- **WHAT IS NEEDED**
Retype only what runs from the beginning of the data through the line with "<Polyline />"; please omit the pictures and keep every line exact.

....

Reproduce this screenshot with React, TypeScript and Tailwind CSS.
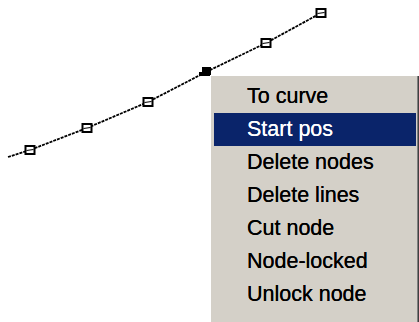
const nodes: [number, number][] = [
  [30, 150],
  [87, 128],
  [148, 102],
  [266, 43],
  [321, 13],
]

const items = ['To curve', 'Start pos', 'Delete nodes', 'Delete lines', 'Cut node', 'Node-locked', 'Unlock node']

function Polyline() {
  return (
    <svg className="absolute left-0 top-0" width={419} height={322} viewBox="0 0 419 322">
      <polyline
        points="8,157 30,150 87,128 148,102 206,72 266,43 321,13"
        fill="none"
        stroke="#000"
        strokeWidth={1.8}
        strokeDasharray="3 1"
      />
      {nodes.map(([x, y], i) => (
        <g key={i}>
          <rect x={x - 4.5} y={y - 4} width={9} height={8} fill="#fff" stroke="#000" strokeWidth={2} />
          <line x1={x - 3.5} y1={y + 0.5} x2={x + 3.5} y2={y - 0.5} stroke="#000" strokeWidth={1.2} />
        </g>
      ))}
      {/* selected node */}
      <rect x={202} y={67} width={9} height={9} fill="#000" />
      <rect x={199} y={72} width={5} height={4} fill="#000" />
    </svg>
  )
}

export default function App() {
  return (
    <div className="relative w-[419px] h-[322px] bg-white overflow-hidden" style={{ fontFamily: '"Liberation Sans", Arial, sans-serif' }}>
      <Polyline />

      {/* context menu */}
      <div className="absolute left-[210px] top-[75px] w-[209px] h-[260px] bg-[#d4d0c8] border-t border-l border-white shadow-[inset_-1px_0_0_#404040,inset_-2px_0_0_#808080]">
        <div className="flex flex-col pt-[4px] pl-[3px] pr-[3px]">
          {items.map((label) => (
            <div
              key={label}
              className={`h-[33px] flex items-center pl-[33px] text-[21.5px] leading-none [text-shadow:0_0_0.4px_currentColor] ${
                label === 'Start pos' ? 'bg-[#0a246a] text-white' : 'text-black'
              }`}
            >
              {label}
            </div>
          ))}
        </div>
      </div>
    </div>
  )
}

....

- **RESULT FOR THIS TASK**
Reproduce this screenshot with React, TypeScript and Tailwind CSS.
const nodes: [number, number][] = [
  [30, 150],
  [87, 128],
  [148, 102],
  [266, 43],
  [321, 13],
]

const items = ['To curve', 'Start pos', 'Delete nodes', 'Delete lines', 'Cut node', 'Node-locked', 'Unlock node']

function Polyline() {
  return (
    <svg className="absolute left-0 top-0" width={419} height={322} viewBox="0 0 419 322">
      <polyline
        points="8,157 30,150 87,128 148,102 206,72 266,43 321,13"
        fill="none"
        stroke="#000"
        strokeWidth={1.8}
        strokeDasharray="3 1"
      />
      {nodes.map(([x, y], i) => (
        <g key={i}>
          <rect x={x - 4.5} y={y - 4} width={9} height={8} fill="#fff" stroke="#000" strokeWidth={2} />
          <line x1={x - 3.5} y1={y + 0.5} x2={x + 3.5} y2={y - 0.5} stroke="#000" strokeWidth={1.2} />
        </g>
      ))}
      {/* selected node */}
      <rect x={202} y={67} width={9} height={9} fill="#000" />
      <rect x={199} y={72} width={5} height={4} fill="#000" />
    </svg>
  )
}

export default function App() {
  return (
    <div className="relative w-[419px] h-[322px] bg-white overflow-hidden" style={{ fontFamily: '"Liberation Sans", Arial, sans-serif' }}>
      <Polyline />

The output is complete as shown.